«Жизнь, ты с целью мне дана!» (Пирогов) (Порудоминский) - страница 46

Но спали и петербургские врачи, и парижские, и берлинские, спали, теряя больных от загноившейся раны, от болячки под ногтем, вообще ни от чего — не на ту кровать положили! Спали, зная, что на всех языках нарекли госпитали, лазареты, больницы "морильнями": неизбежность не помеха сну.

Пирогов не желал мириться с неизбежным, хотел понять необъяснимое, рвался побороть неотвратимое, "не мечтать, а стараться проникнуть посредством наблюдения и опыта при постели больных сквозь этот таинственный мрак".
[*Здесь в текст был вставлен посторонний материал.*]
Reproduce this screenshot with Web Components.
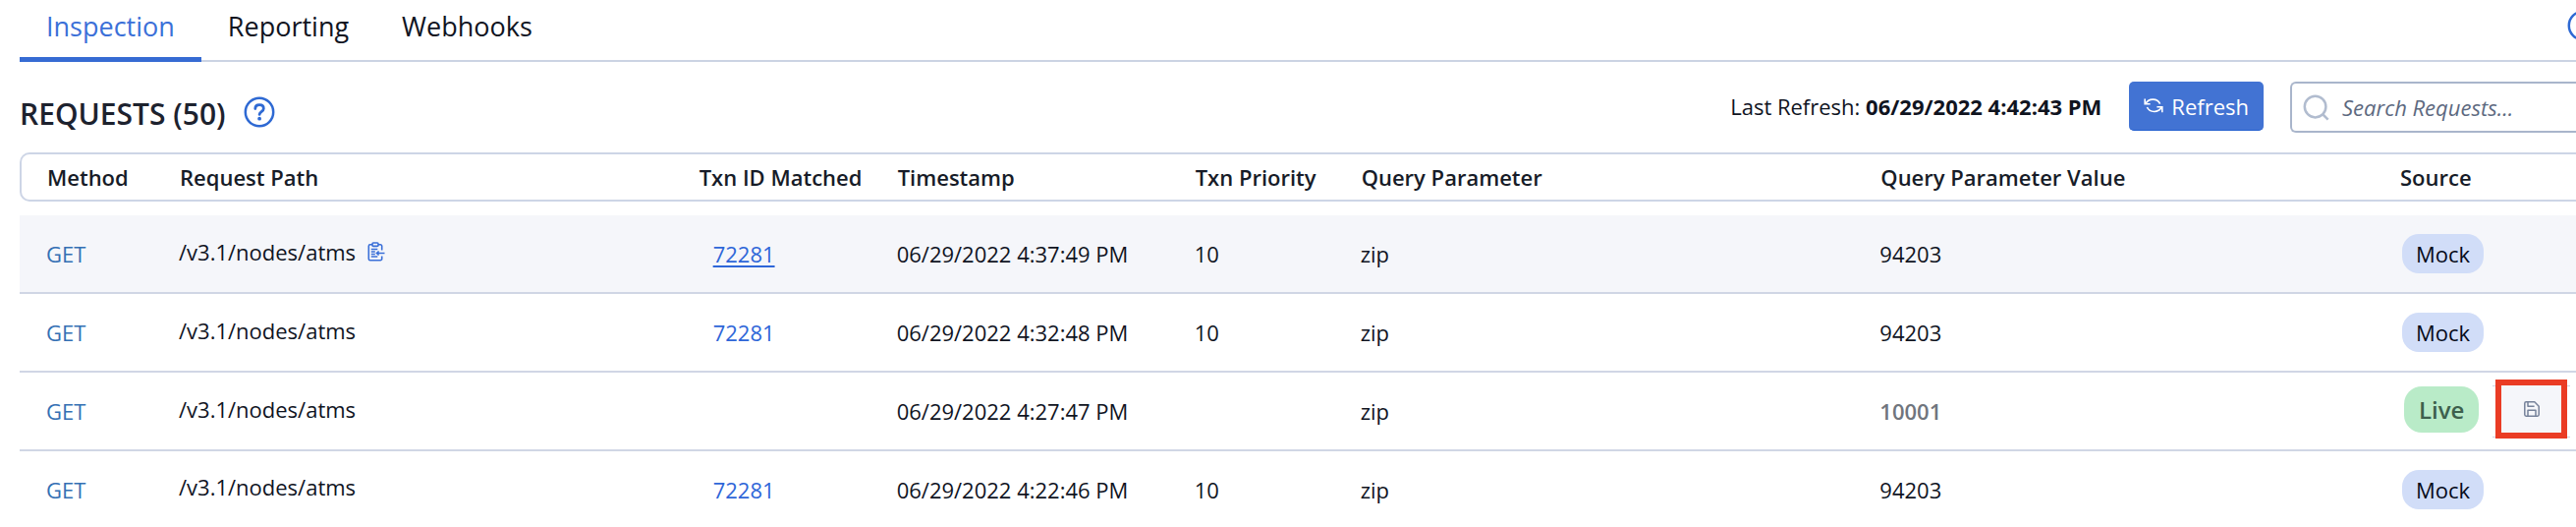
<!DOCTYPE html>
<html lang="en">
<head>
<meta charset="utf-8">
<title>Inspection</title>
<style>
  body { margin: 0; background: #fff; color: #10141f; font: 22px/30px "Open Sans", "Noto Sans", sans-serif; }
</style>
</head>
<body>
<app-page>
  <tab-bar slot="tabs">
    <tab-item active>Inspection</tab-item>
    <tab-item>Reporting</tab-item>
    <tab-item>Webhooks</tab-item>
  </tab-bar>
  <request-toolbar slot="toolbar" count="50" refreshed="06/29/2022 4:42:43 PM"></request-toolbar>
  <request-table></request-table>
</app-page>

<script>
const define = (name, html, setup) => {
  const template = document.createElement('template');
  template.innerHTML = html;
  customElements.define(name, class extends HTMLElement {
    constructor() {
      super();
      this.attachShadow({ mode: 'open' }).append(template.content.cloneNode(true));
    }
    connectedCallback() { if (setup) setup(this, this.shadowRoot); }
  });
};

define('app-page', `
  <style>
    :host { display: block; padding-left: 20px; overflow-x: clip; }
  </style>
  <slot name="tabs"></slot>
  <main><slot name="toolbar"></slot><slot></slot></main>`);

define('help-button', `
  <style>
    :host { display: block; }
    button { display: block; border: 0; padding: 0; background: none; color: #2e69d3; cursor: pointer; }
    svg { display: block; }
  </style>
  <button type="button" aria-label="Help">
    <svg width="32" height="32" viewBox="0 0 32 32" fill="none" stroke="currentColor" stroke-width="2.5" stroke-linecap="round">
      <circle cx="16" cy="16" r="14.2"/>
      <path d="M11.8 12.6c0-2.4 1.8-3.9 4.3-3.9s4.2 1.5 4.2 3.7c0 3.1-4.2 3.2-4.2 6" stroke-width="2.8"/>
      <circle cx="16.1" cy="22.7" r="1.9" fill="currentColor" stroke="none"/>
    </svg>
  </button>`);

define('tab-item', `
  <style>
    :host { display: block; margin-bottom: -2px; }
    a { display: block; box-sizing: border-box; height: 63px; padding: 9px 27px 0; font-size: 27px; line-height: 36px;
        color: inherit; text-decoration: none; }
    :host([active]) a { color: #3b70d8; border-bottom: 5px solid #366bd3; border-radius: 2px 2px 0 0; }
  </style>
  <a href="#"><slot></slot></a>`);

define('tab-bar', `
  <style>
    :host { display: block; }
    nav { display: flex; border-bottom: 2px solid #cbd3e3; }
    help-button { margin: 10px -23px 0 auto; }
  </style>
  <nav><slot></slot><help-button></help-button></nav>`);

define('request-toolbar', `
  <style>
    :host { display: flex; box-sizing: border-box; min-height: 92px; padding-top: 20px; align-items: flex-start; }
    h1 { margin: 13px 0 0; font-size: 30px; font-weight: 600; line-height: 40px; color: #1d222e; }
    help-button { margin: 15px 0 0 18px; }
    p { margin: 10px 28px 0 auto; }
    .refresh { display: flex; align-items: center; gap: 8px; height: 50px; margin-right: 27px; padding: 0 15px; border: 0;
      border-bottom: 1px solid #2560cf; border-radius: 5px; background: #4273d3; color: #fff; font: inherit; cursor: pointer; }
    .search { display: flex; align-items: center; box-sizing: border-box; flex: 0 0 291px; min-width: 0; height: 52px;
      padding-left: 11px; border: 2px solid #a9b5cb; border-right: 0; border-radius: 6px 0 0 6px; gap: 13px; }
    input { flex: 1; width: 0; min-width: 0; padding: 0; border: 0; outline: 0; background: none; font: inherit; font-style: italic; color: inherit; }
    input::placeholder { color: #5d6980; opacity: 1; }
    svg { display: block; flex: none; }
  </style>
  <h1>REQUESTS (<span></span>)</h1>
  <help-button></help-button>
  <p>Last Refresh: <strong></strong></p>
  <button type="button" class="refresh">
    <svg width="20" height="20" viewBox="0 0 20 20" fill="none" stroke="currentColor" stroke-width="1.6">
      <path d="M1.2 2.6v5.2h5.4M2 7.4A8 7.4 0 0 1 16.6 7.6M18.8 16.2V10.8h-5.4M18 11.2A8 7.4 0 0 1 3.4 11"/>
    </svg>
    Refresh
  </button>
  <label class="search">
    <svg width="27" height="27" viewBox="0 0 27 27" fill="none" stroke="#b1bccf" stroke-width="2.5" role="img" aria-label="Search">
      <circle cx="12.6" cy="12.6" r="10.8"/><path d="M20 20l5.6 5.6"/>
    </svg>
    <input type="text" placeholder="Search Requests..." aria-label="Search requests">
  </label>`,
  (host, root) => {
    root.querySelector('span').textContent = host.getAttribute('count');
    root.querySelector('strong').textContent = host.getAttribute('refreshed');
  });

define('source-badge', `
  <style>
    :host { display: inline-block; padding: 5px 14px; border-radius: 17px; background: #d1ddf8; color: #050a18; }
    :host([live]) { padding: 8px 15px; border-radius: 18px; background: #b9ebc8; color: #3d604d;
      font-size: 24px; font-weight: 600; line-height: 31px; }
  </style>
  <slot></slot>`);

define('save-action', `
  <style>
    :host { position: relative; display: block; }
    :host::before { content: ""; position: absolute; inset: 6px -3px 1px; border: solid #d0d6e4; border-width: 1px 0; }
    button { position: relative; display: grid; place-items: center; box-sizing: border-box; width: 73px; height: 60px;
      padding: 0; border: 6px solid #ea3c24; background: #f5f6fa; color: #76829a; cursor: pointer; }
    svg { display: block; }
  </style>
  <button type="button" aria-label="Save">
    <svg width="16" height="16" viewBox="0 0 16 16" fill="none" stroke="currentColor" stroke-width="1.5" stroke-linejoin="round">
      <path d="M2.2.8h8.6l4.4 4.4v8.6a1.4 1.4 0 0 1-1.4 1.4H2.2A1.4 1.4 0 0 1 .8 13.8V2.2A1.4 1.4 0 0 1 2.2.8z"/>
      <path d="M4 .8v4.4h6.6M4 15.2V9.2h8v6"/>
    </svg>
  </button>`);

define('copy-action', `
  <style>
    :host { display: block; }
    button { display: block; padding: 0; border: 0; background: none; color: #3a6fd8; cursor: pointer; }
    svg { display: block; }
  </style>
  <button type="button" aria-label="Copy path">
    <svg width="18" height="20" viewBox="0 0 18 20" fill="none" stroke="currentColor" stroke-width="1.6">
      <path d="M5 2.8H2.8A1.5 1.5 0 0 0 1.3 4.3V17.2A1.5 1.5 0 0 0 2.8 18.7H13.2A1.5 1.5 0 0 0 14.7 17.2V14.5M11 2.8h2.2a1.5 1.5 0 0 1 1.5 1.5V8.5"/>
      <rect x="5" y="1" width="6" height="3.4" rx="1"/>
      <path d="M3.8 7.5h6.5M3.8 10h4M3.8 12.5h4M3.8 15h6.5" stroke-width="1.4"/>
      <path d="M17.5 11.5H9.6M11.6 9.5l-2.2 2 2.2 2"/>
    </svg>
  </button>`);

const requests = [
  { id: '72281', time: '06/29/2022 4:37:49 PM', priority: '10', value: '94203', source: 'Mock', hover: true },
  { id: '72281', time: '06/29/2022 4:32:48 PM', priority: '10', value: '94203', source: 'Mock' },
  { id: '', time: '06/29/2022 4:27:47 PM', priority: '', value: '10001', source: 'Live' },
  { id: '72281', time: '06/29/2022 4:22:46 PM', priority: '10', value: '94203', source: 'Mock' },
];

const row = r => {
  const live = r.source === 'Live';
  return `<tr class="${r.hover ? 'hover' : ''}">
    <td class="method">GET</td>
    <td class="path"><div class="line">/v3.1/nodes/atms${r.hover ? '<copy-action></copy-action>' : ''}</div></td>
    <td class="txn">${r.id ? `<a href="#">${r.id}</a>` : ''}</td>
    <td>${r.time}</td><td>${r.priority}</td><td>zip</td>
    <td class="${live ? 'muted' : ''}">${r.value}</td>
    <td class="source ${live ? 'live' : ''}"><div class="line"><source-badge${live ? ' live' : ''}>${r.source}</source-badge>${live ? '<save-action></save-action>' : ''}</div></td>
  </tr>`;
};

define('request-table', `
  <style>
    :host { display: block; }
    table { width: 100%; table-layout: fixed; border-spacing: 0; }
    .c-method { width: 162px; } .c-txn { width: 202px; } .c-time { width: 303px; }
    .c-priority { width: 169px; } .c-source { width: 180px; }
    th, td { box-sizing: border-box; padding: 0; text-align: left; white-space: nowrap; }
    th { height: 50px; padding-left: 1px; border: solid #cdd5e6; border-width: 2px 0; font-weight: 600; color: #171c28; }
    th:first-child { border-left-width: 2px; border-radius: 10px 0 0 10px; padding-left: 26px; }
    tbody::before { content: ""; display: block; height: 14px; }
    td { height: 80px; border-bottom: 2px solid #d0d6e5; }
    tr:last-child td { height: 77px; border-bottom: 0; }
    .hover td { background: #f5f6fa; }
    .method { padding-left: 27px; color: #3470b4; }
    .path { padding-bottom: 5px; }
    .line { display: flex; align-items: center; gap: 12px; }
    .txn { padding-left: 15px; }
    a { color: #2e66d8; text-decoration: none; }
    .hover a { text-decoration: underline; text-decoration-thickness: 2px; text-underline-offset: 3px; }
    .muted { color: #70757d; font-weight: 600; }
    .source { padding-left: 3px; }
    .live { padding: 0 0 4px 5px; }
    .live .line { gap: 17px; }
  </style>
  <table>
    <colgroup><col class="c-method"><col><col class="c-txn"><col class="c-time"><col class="c-priority"><col><col><col class="c-source"></colgroup>
    <thead><tr>
      <th>Method</th><th>Request Path</th><th>Txn ID Matched</th><th>Timestamp</th><th>Txn Priority</th>
      <th>Query Parameter</th><th>Query Parameter Value</th><th>Source</th>
    </tr></thead>
    <tbody>${requests.map(row).join('')}</tbody>
  </table>`);
</script>
</body>
</html>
Лишь в 1867 году английский хирург Джозеф Листер обнародует истину, по нынешним представлениям, такую очевидную, что и предположить невозможно, как же это она прежде могла не быть известной: процессы гниения и разложения в ранах вызываются находящимися в воздухе микроорганизмами. С нее, с этой истины, и начнется в хирургии подлинная борьба с заражением — антисептика: карболовые растворы, распыляемые в помещении и над столом хирурга, обмывающие рану и операционное поле, пропитывающие послеоперационную повязку. Немного позже появится и поныне совершенствуемая асептика — предварительное обеззараживание: зараза не коснется раны, если руки оператора, инструменты, перевязочный материал приблизить к совершенной чистоте.

Истина, открытая Листером, застанет Пирогова уже стариком. Но Пирогов и его хирургия равно подводили итог хирургии допироговской и вписывали первые строки на страницы истории завтрашней медицины.

Пирогов в свое время уже размышлял о живых возбудителях и переносчиках заразы: миазма, говорил он (название "микроб" появится позже), "есть органическое, способное развиваться и возобновляться". Он даже советовал исследовать с помощью микроскопа чистоту перевязочного материала — вот на какую грань будущего выносило его прозрение. До признанных ныне средств борьбы с заражением ран еще десятилетия, а он уже говорил, что оно возможно через инструменты и руки хирурга, что зараза переносится с одной раны на другую. Вскоре после прихода в академию он отделил больных гнилокровием, рожей, гангреной от остальных и поместил в особом деревянном флигеле. Он старался, чтобы врачи, фельдшера, служители гангренозного отделения не приближались к другим больным, пользовались собственными перевязочными средствами и собственными инструментами. Он запретил обтирать раны общими губками и приказал взамен поливать их из чайников. Как просто! А ведь и в Европе дошли до этой простоты лишь двадцатью годами позже. Он воевал с изготовлением корпии из грязной ветоши и самими больными. Он требовал от помощников поддержания невиданной до той поры чистоты и частого мытья рук. Но первое обвинение — по-пироговски! — самому себе: ведь и он, по восемь-девять часов не выбираясь из госпиталя, в одном и том же платье оперировал и перевязывал больных, вскрывал трупы. Когда домашние сказали ему, что манжеты его сюртука дурно пахнут (обоняние он имел плохое, должно быть, от постоянной работы в анатомическом театре), Пирогов горестно и беспощадно признал: "Я сам был переносчиком заразы!"